Recalling the gilded Shea's Buffalo Theater of his youth, where he watched movies and took in live performances by the likes of organist Ethel Smith and crooner Vaughn Monroe, Gurney said: "It imprinted on my soul the importance of the theatrical experience."

With government funding of the arts in decline, it's up to Shea's private-sector supporters to offer similar opportunities to today's children through discounted tickets and educational programming, he said.

The success of Buffalo's Theater District proves that playhouses can live side by side and prosper, he added.

"There is no competition among theaters. There is a synergistic effect," he said.

Gurney has closely followed Shea's resurrection from the city's demolition list in the early 1980s to the spectacular home for touring shows that it became with completion of the $15 million stagehouse last spring. "It's a major step forward for Buffalo," he said.

Gurney, who has seen several of his plays about growing up in upper middle-class Buffalo have been produced at nearby Studio Arena Theatre, is a rarity -- a major artist who hasn't let success weaken his hometown ties.

"I'm very rooted here. Studio Arena has been good to me; my wife, Molly, is from here; and my mother (Mary Goodyear) lives here," he said.

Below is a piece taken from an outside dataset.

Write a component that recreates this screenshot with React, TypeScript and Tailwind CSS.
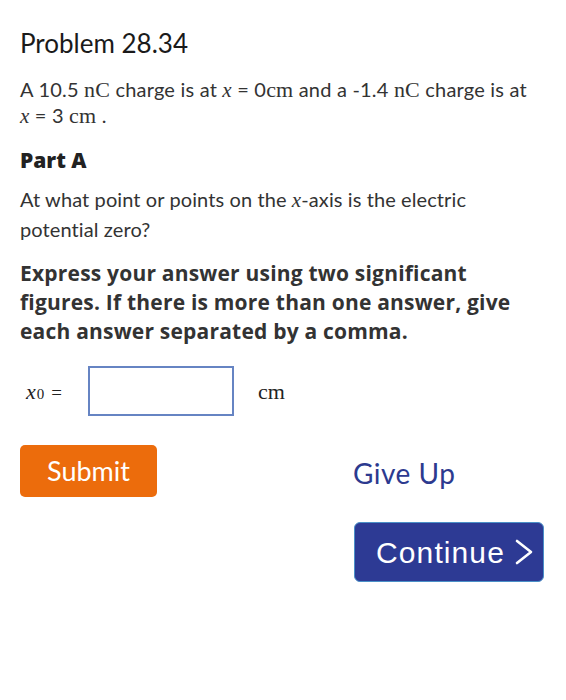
import React from "react";

const sans = { fontFamily: "Lato, 'Open Sans', sans-serif" };
const boldSans = { fontFamily: "'Open Sans', Lato, sans-serif" };
const serif = { fontFamily: "'Liberation Serif', 'DejaVu Serif', serif" };

function MathX() {
  return (
    <span className="italic text-[21px]" style={serif}>
      x
    </span>
  );
}

function Unit({ children }: { children: React.ReactNode }) {
  return (
    <span className="text-[22px]" style={serif}>
      {children}
    </span>
  );
}

export default function App() {
  return (
    <div className="w-[566px] h-[700px] bg-white text-[#333333]" style={sans}>
      <div className="pl-[20px] pr-[22px] pt-[26px]">
        <h1 className="text-[26px] leading-[34px] text-[#1a1a1a]">Problem 28.34</h1>

        <p className="mt-[17px] text-[20px] leading-[25px] tracking-[0.2px]">
          A 10.5 <Unit>nC</Unit> charge is at <MathX /> = 0<Unit>cm</Unit> and a -1.4{" "}
          <Unit>nC</Unit> charge is at
          <br />
          <MathX /> = 3 <Unit>cm</Unit> .
        </p>

        <h2 className="mt-[19px] text-[21px] leading-[25px] font-extrabold text-[#222222]" style={boldSans}>
          Part A
        </h2>

        <p className="mt-[12px] text-[20px] leading-[29px] tracking-[0.1px]">
          At what point or points on the <MathX />-axis is the electric
          <br />
          potential zero?
        </p>

        <p className="mt-[15px] text-[21px] leading-[29px] font-bold tracking-[0.2px]" style={boldSans}>
          Express your answer using two significant
          <br />
          figures. If there is more than one answer, give
          <br />
          each answer separated by a comma.
        </p>

        <div className="mt-[20px] flex items-center">
          <div className="w-[68px] pl-[6px] flex items-baseline text-[#222222]" style={serif}>
            <span className="italic text-[22px]">x</span>
            <span className="text-[15px] ml-[1px]">0</span>
            <span className="text-[19px] ml-[7px]">=</span>
          </div>
          <div className="w-[146px] h-[50px] border-2 border-[#6684c3] bg-white" />
          <span className="ml-[24px] text-[22px] text-[#222222]" style={serif}>
            cm
          </span>
        </div>

        <div className="mt-[29px] flex items-center">
          <button className="w-[137px] h-[52px] rounded-[5px] bg-[#ec6c0c] text-white text-[27px]">
            Submit
          </button>
          <button className="ml-[196px] h-[52px] pt-[3px] text-[28px] tracking-[0.5px] text-[#2c3a8f]">Give Up</button>
        </div>

        <div className="mt-[25px] flex justify-end">
          <button
            className="w-[190px] h-[60px] pl-[12px] rounded-[6px] bg-[#2d3a94] border border-[#4a90c8] text-white text-[30px] tracking-[1.1px] flex items-center justify-center gap-[9px]"
            style={{ fontFamily: "'Liberation Sans', Arial, sans-serif" }}
          >
            <span>Continue</span>
            <svg width="20" height="28" viewBox="0 0 20 28" fill="none">
              <path d="M3 3 L17 14 L3 25" stroke="white" strokeWidth="2.6" strokeLinecap="round" strokeLinejoin="round" />
            </svg>
          </button>
        </div>
      </div>
    </div>
  );
}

Gurney, whose friends and family call him Pete, wrote the libretto for "Strawberry Fields," the central opera in a trilogy about Central Park that will be produced by the New York City Opera in November. Composer Michael Torke was his collaborator on the piece. The other two operas were written by Wendy Wasserstein and Terrence McNally in collaboration with other composers.

"I did one-half of one-third (of the trilogy). So that's one-sixth of the total. If it gets lousy reviews, remember that," he joked during a news conference.

The theater's annual campaign, which has a $470,000 goal, will be headed by James M. Wadsworth, chairman of the law firm of Hodgson, Russ, Andrews, Woods & Goodyear.

The fund drive will serve the dual purpose of helping Shea's balance its operating budget and pay off $7 million lent by banks for the expansion, noted Patrick G. Fagan, president and chief operating officer.